Work to be completed
Collect each line holding the string "React".

· · ·

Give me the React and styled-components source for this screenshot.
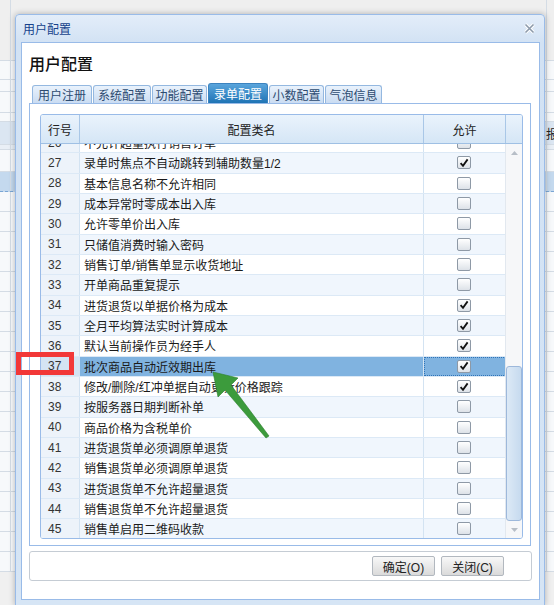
import React from "react";
import styled, { createGlobalStyle } from "styled-components";

const GlobalStyle = createGlobalStyle`
  html, body {
    margin: 0;
    padding: 0;
  }
  body {
    font-family: "Liberation Sans", "Noto Sans CJK SC", sans-serif;
    font-size: 12px;
    color: #222;
    background: #f0f0f0;
  }
`;

const Page = styled.div`
  position: relative;
  width: 554px;
  height: 605px;
  overflow: hidden;
  background: #f0f0f0;
`;

/* the app behind the dialog */
const Backdrop = styled.div`
  display: flex;
  flex-direction: column;
  height: 100%;
`;

const BackBand = styled.div`
  flex: 0 0 ${(p) => p.$h}px;
  box-sizing: border-box;
  display: flex;
  align-items: center;
  padding-left: 546px;
  border-bottom: 1px ${(p) => (p.$active ? "dashed #7aa6d4" : "solid #d4dce5")};
  background-color: ${(p) => p.$bg || "#f7f9fb"};
  background-image: linear-gradient(
    to right,
    transparent 10px,
    #d4dce5 10px,
    #d4dce5 11px,
    transparent 11px,
    transparent 546px,
    #d4dce5 546px,
    #d4dce5 547px,
    transparent 547px
  );
  font-size: 12px;
  color: #222;
`;

const Window = styled.div`
  position: absolute;
  left: 15px;
  top: 14px;
  width: 530px;
  height: 592px;
  box-sizing: border-box;
  display: flex;
  flex-direction: column;
  border: 1px solid #99bbe8;
  border-radius: 4px 4px 0 0;
  background: linear-gradient(#e3edf9, #d2e2f4 28px, #d6e5f5);
  box-shadow: 0 0 6px rgba(0, 0, 0, 0.28);
`;

const TitleBar = styled.div`
  flex: 0 0 27px;
  display: flex;
  align-items: center;
  justify-content: space-between;
  padding: 0 9px 0 7px;
  color: #15428b;
  font-size: 12px;
`;

const Body = styled.div`
  flex: 1;
  margin: 0 4px 5px 5px;
  display: flex;
  flex-direction: column;
  background: #fff;
  border: 1px solid #99bbe8;
`;

const Heading = styled.div`
  flex: 0 0 40px;
  line-height: 40px;
  padding-left: 7px;
  font-family: "Noto Sans CJK SC", sans-serif;
  font-size: 16px;
  font-weight: 500;
  color: #111;
`;

const TabStrip = styled.div`
  flex: 0 0 20px;
  display: flex;
  align-items: flex-end;
  gap: 1px;
  margin-left: 10px;
`;

const Tab = styled.div`
  width: ${(p) => p.$w}px;
  height: ${(p) => (p.$active ? 20 : 18)}px;
  box-sizing: border-box;
  display: flex;
  align-items: center;
  justify-content: center;
  border: 1px solid ${(p) => (p.$active ? "#3c83bf" : "#94b8e0")};
  border-bottom: none;
  border-radius: 3px 3px 0 0;
  background: ${(p) =>
    p.$active
      ? "linear-gradient(#5aa5dc, #1f74b5)"
      : "linear-gradient(#e9f2fc, #cadcf2)"};
  color: ${(p) => (p.$active ? "#fff" : "#2d4b70")};
  font-family: "Noto Sans CJK SC", sans-serif;
  font-size: 12px;
  line-height: 1;
`;

const TabPanel = styled.div`
  flex: 0 0 443px;
  width: 502px;
  margin-left: 7px;
  box-sizing: border-box;
  border: 1px solid #99bbe8;
  padding: 10px 7px 0 10px;
`;

const Grid = styled.div`
  width: 483px;
  height: 425px;
  box-sizing: border-box;
  display: flex;
  flex-direction: column;
  border: 1px solid #99bbe8;
  border-radius: 3px;
  overflow: hidden;
`;

const GridHeader = styled.div`
  flex: 0 0 29px;
  box-sizing: border-box;
  display: grid;
  grid-template-columns: 39px 344px 82px 16px;
  border-bottom: 1px solid #9fc0e4;
  background: linear-gradient(#eaf3fc, #d5e6f6);
`;

const HeaderCell = styled.div`
  display: flex;
  align-items: center;
  justify-content: center;
  border-right: ${(p) => (p.$last ? "none" : "1px solid #a9c7e7")};
  font-family: "Noto Sans CJK SC", sans-serif;
  font-size: 12px;
  color: #222;
`;

const GridBody = styled.div`
  flex: 1;
  display: flex;
  overflow: hidden;
`;

const RowsViewport = styled.div`
  flex: 1;
  overflow: hidden;
`;

const RowList = styled.div`
  margin-top: -11px;
`;

const Row = styled.div`
  display: grid;
  grid-template-columns: 39px 344px 82px;
  height: 20.33px;
  box-sizing: border-box;
  border-bottom: 1px solid #dce9f6;
  background: ${(p) => (p.$odd ? "#f0f6fd" : "#fff")};
`;

const NumCell = styled.div`
  display: flex;
  align-items: center;
  padding-left: 7px;
  border-right: 1px solid #d3e3f2;
  background: ${(p) => (p.$selected ? "#d4e4f3" : "#edf3fa")};
  color: #333;
`;

const NameCell = styled.div`
  display: flex;
  align-items: center;
  padding-left: 4px;
  border-right: 1px solid #d3e3f2;
  background: ${(p) => (p.$selected ? "#80b3e0" : "transparent")};
  color: #1a1a1a;
  white-space: nowrap;
  overflow: hidden;
`;

const CheckCell = styled.div`
  display: flex;
  align-items: center;
  justify-content: center;
  padding-right: 3px;
  background: ${(p) => (p.$selected ? "#80b3e0" : "transparent")};
  outline: ${(p) => (p.$selected ? "1px dotted #2f74b8" : "none")};
  outline-offset: -1px;
`;

const Checkbox = styled.div`
  width: 14px;
  height: 13px;
  box-sizing: border-box;
  display: flex;
  align-items: center;
  justify-content: center;
  border: 1px solid #8e99a6;
  border-radius: 2px;
  background: linear-gradient(#ffffff, #dde2e8);
`;

const Scrollbar = styled.div`
  flex: 0 0 16px;
  display: flex;
  flex-direction: column;
  background: #f6f7f9;
  border-left: 1px solid #e2e8ef;
`;

const ScrollArrow = styled.div`
  flex: 0 0 17px;
  display: flex;
  align-items: center;
  justify-content: center;
`;

const ScrollTrack = styled.div`
  flex: 1;
  display: flex;
  flex-direction: column;
  justify-content: flex-end;
`;

const ScrollThumb = styled.div`
  height: 155px;
  box-sizing: border-box;
  border: 1px solid #9db8db;
  border-radius: 3px;
  background: linear-gradient(to right, #dce9f6, #c6daef);
`;

const ButtonBar = styled.div`
  flex: 0 0 30px;
  box-sizing: border-box;
  width: 503px;
  margin: 5px 0 0 7px;
  display: flex;
  align-items: center;
  justify-content: flex-end;
  gap: 6px;
  padding-right: 27px;
  border: 1px solid #c5ccd4;
  border-radius: 3px;
`;

const Button = styled.button`
  width: 63px;
  height: 20px;
  padding: 0;
  box-sizing: border-box;
  border: 1px solid #b2b8bf;
  border-radius: 2px;
  background: linear-gradient(#f8f8f8, #dadada);
  font-family: "Liberation Sans", "Noto Sans CJK SC", sans-serif;
  font-size: 12px;
  color: #222;
`;

const Marker = styled.div`
  position: absolute;
  left: 16px;
  top: 352px;
  width: 58px;
  height: 23px;
  box-sizing: border-box;
  border: 5px solid #f23838;
`;

const ArrowLayer = styled.svg`
  position: absolute;
  left: 0;
  top: 0;
  pointer-events: none;
`;

const tabs = [
  { label: "用户注册", w: 60 },
  { label: "系统配置", w: 58 },
  { label: "功能配置", w: 55 },
  { label: "录单配置", w: 60, active: true },
  { label: "小数配置", w: 55 },
  { label: "气泡信息", w: 57 },
];

const rows = [
  [26, "不允许超量执行销售订单", false],
  [27, "录单时焦点不自动跳转到辅助数量1/2", true],
  [28, "基本信息名称不允许相同", false],
  [29, "成本异常时零成本出入库", false],
  [30, "允许零单价出入库", false],
  [31, "只储值消费时输入密码", false],
  [32, "销售订单/销售单显示收货地址", false],
  [33, "开单商品重复提示", false],
  [34, "进货退货以单据价格为成本", true],
  [35, "全月平均算法实时计算成本", true],
  [36, "默认当前操作员为经手人", true],
  [37, "批次商品自动近效期出库", true],
  [38, "修改/删除/红冲单据自动更新价格跟踪", true],
  [39, "按服务器日期判断补单", false],
  [40, "商品价格为含税单价", false],
  [41, "进货退货单必须调原单退货", false],
  [42, "销售退货单必须调原单退货", false],
  [43, "进货退货单不允许超量退货", false],
  [44, "销售退货单不允许超量退货", false],
  [45, "销售单启用二维码收款", false],
];

const backBands = [
  { h: 61, bg: "#efefef" },
  { h: 19 },
  { h: 12 },
  { h: 21 },
  { h: 9 },
  { h: 23, bg: "#dbe6f2", text: "报" },
  { h: 5, bg: "#e9eff6" },
  { h: 22 },
  { h: 20, bg: "#c4d9ee", active: true },
  { h: 20 },
  { h: 20 },
  { h: 20 },
  { h: 20 },
  { h: 20 },
  { h: 20 },
  { h: 20 },
  { h: 20 },
  { h: 20 },
  { h: 20 },
  { h: 20 },
  { h: 20 },
  { h: 20 },
  { h: 20 },
  { h: 20 },
  { h: 20 },
  { h: 20 },
  { h: 20 },
  { h: 20 },
];

const CloseIcon = () => (
  <svg width="11" height="11" viewBox="0 0 11 11">
    <path d="M1.5 1.5 L9.5 9.5 M9.5 1.5 L1.5 9.5" stroke="#fff" strokeWidth="3.4" />
    <path d="M1.5 1.5 L9.5 9.5 M9.5 1.5 L1.5 9.5" stroke="#8c9aab" strokeWidth="1.6" />
  </svg>
);

const Tick = () => (
  <svg width="10" height="10" viewBox="0 0 10 10">
    <path d="M1.6 5.2 L4 7.8 L8.6 1.4" fill="none" stroke="#111" strokeWidth="1.8" />
  </svg>
);

const Triangle = ({ down }) => (
  <svg width="7" height="4" viewBox="0 0 7 4">
    <path d={down ? "M0 0 L7 0 L3.5 4 Z" : "M0 4 L7 4 L3.5 0 Z"} fill="#b7bec7" />
  </svg>
);

export default function App() {
  return (
    <Page>
      <GlobalStyle />
      <Backdrop>
        {backBands.map((b, i) => (
          <BackBand key={i} $h={b.h} $bg={b.bg} $active={b.active}>
            {b.text}
          </BackBand>
        ))}
      </Backdrop>

      <Window>
        <TitleBar>
          <span>用户配置</span>
          <CloseIcon />
        </TitleBar>
        <Body>
          <Heading>用户配置</Heading>
          <TabStrip>
            {tabs.map((t) => (
              <Tab key={t.label} $w={t.w} $active={t.active}>
                {t.label}
              </Tab>
            ))}
          </TabStrip>
          <TabPanel>
            <Grid>
              <GridHeader>
                <HeaderCell>行号</HeaderCell>
                <HeaderCell>配置类名</HeaderCell>
                <HeaderCell>允许</HeaderCell>
                <HeaderCell $last />
              </GridHeader>
              <GridBody>
                <RowsViewport>
                  <RowList>
                    {rows.map(([n, name, on]) => {
                      const selected = n === 37;
                      return (
                        <Row key={n} $odd={n % 2 === 1}>
                          <NumCell $selected={selected}>{n}</NumCell>
                          <NameCell $selected={selected}>{name}</NameCell>
                          <CheckCell $selected={selected}>
                            <Checkbox>{on && <Tick />}</Checkbox>
                          </CheckCell>
                        </Row>
                      );
                    })}
                  </RowList>
                </RowsViewport>
                <Scrollbar>
                  <ScrollArrow>
                    <Triangle />
                  </ScrollArrow>
                  <ScrollTrack>
                    <ScrollThumb />
                  </ScrollTrack>
                  <ScrollArrow>
                    <Triangle down />
                  </ScrollArrow>
                </Scrollbar>
              </GridBody>
            </Grid>
          </TabPanel>
          <ButtonBar>
            <Button>确定(O)</Button>
            <Button>关闭(C)</Button>
          </ButtonBar>
        </Body>
      </Window>

      <Marker />
      <ArrowLayer width="554" height="605" viewBox="0 0 554 605">
        <polygon
          points="213,372 238,378 231,385 269,436 266,438 225,390 218,397"
          fill="#3c9b3c"
          stroke="#2d7f2d"
          strokeWidth="0.6"
          strokeLinejoin="round"
        />
      </ArrowLayer>
    </Page>
  );
}
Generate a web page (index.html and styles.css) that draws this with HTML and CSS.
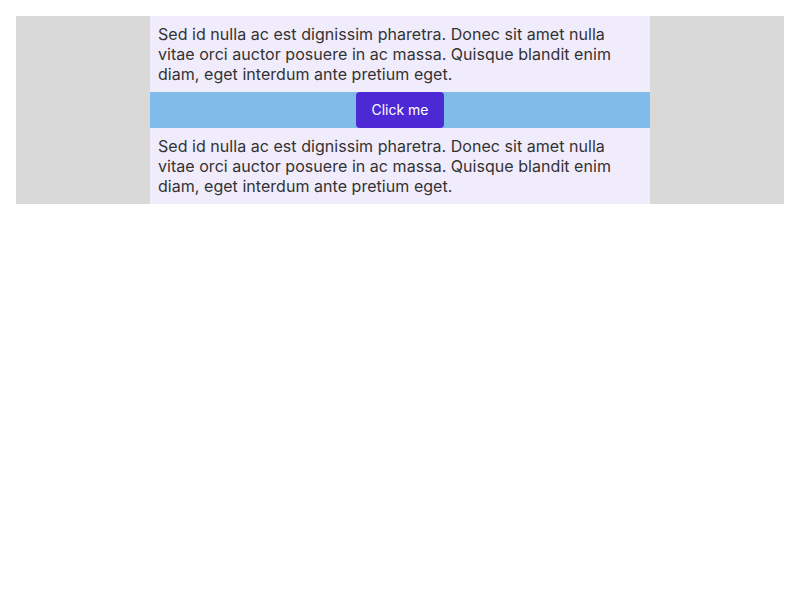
FILE: index.html
```html
<!DOCTYPE html>
<html>
<head>
<meta charset="utf-8">
<link rel="stylesheet" href="styles.css">
</head>
<body>
<div class="outer">
  <div class="column">
    <p class="text">Sed id nulla ac est dignissim pharetra. Donec sit amet nulla vitae orci auctor posuere in ac massa. Quisque blandit enim diam, eget interdum ante pretium eget.</p>
    <div class="band"><button class="btn">Click me</button></div>
    <p class="text">Sed id nulla ac est dignissim pharetra. Donec sit amet nulla vitae orci auctor posuere in ac massa. Quisque blandit enim diam, eget interdum ante pretium eget.</p>
  </div>
</div>
</body>
</html>
```
FILE: styles.css
```css
html, body { margin: 0; padding: 0; background: #fff; }
body { padding: 16px; font-family: Inter, "Noto Sans", sans-serif; }
.outer { background: #d9d9d9; display: flex; justify-content: center; }
.column { width: 500px; background: #f0ecfc; }
.text { margin: 0; padding: 8px; font-size: 16px; line-height: 20px; color: #333; letter-spacing: 0.04px; }
.band { background: #80bbea; display: flex; justify-content: center; }
.btn { font-family: Inter, "Noto Sans", sans-serif; font-size: 14px; line-height: 20px; height: 36px; padding: 0 15px; border: none; border-radius: 4px; background: #4c29d4; color: #fff; }
```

· · ·

Result for this exercise
Give me the React and styled-components source for this screenshot.
import React from "react";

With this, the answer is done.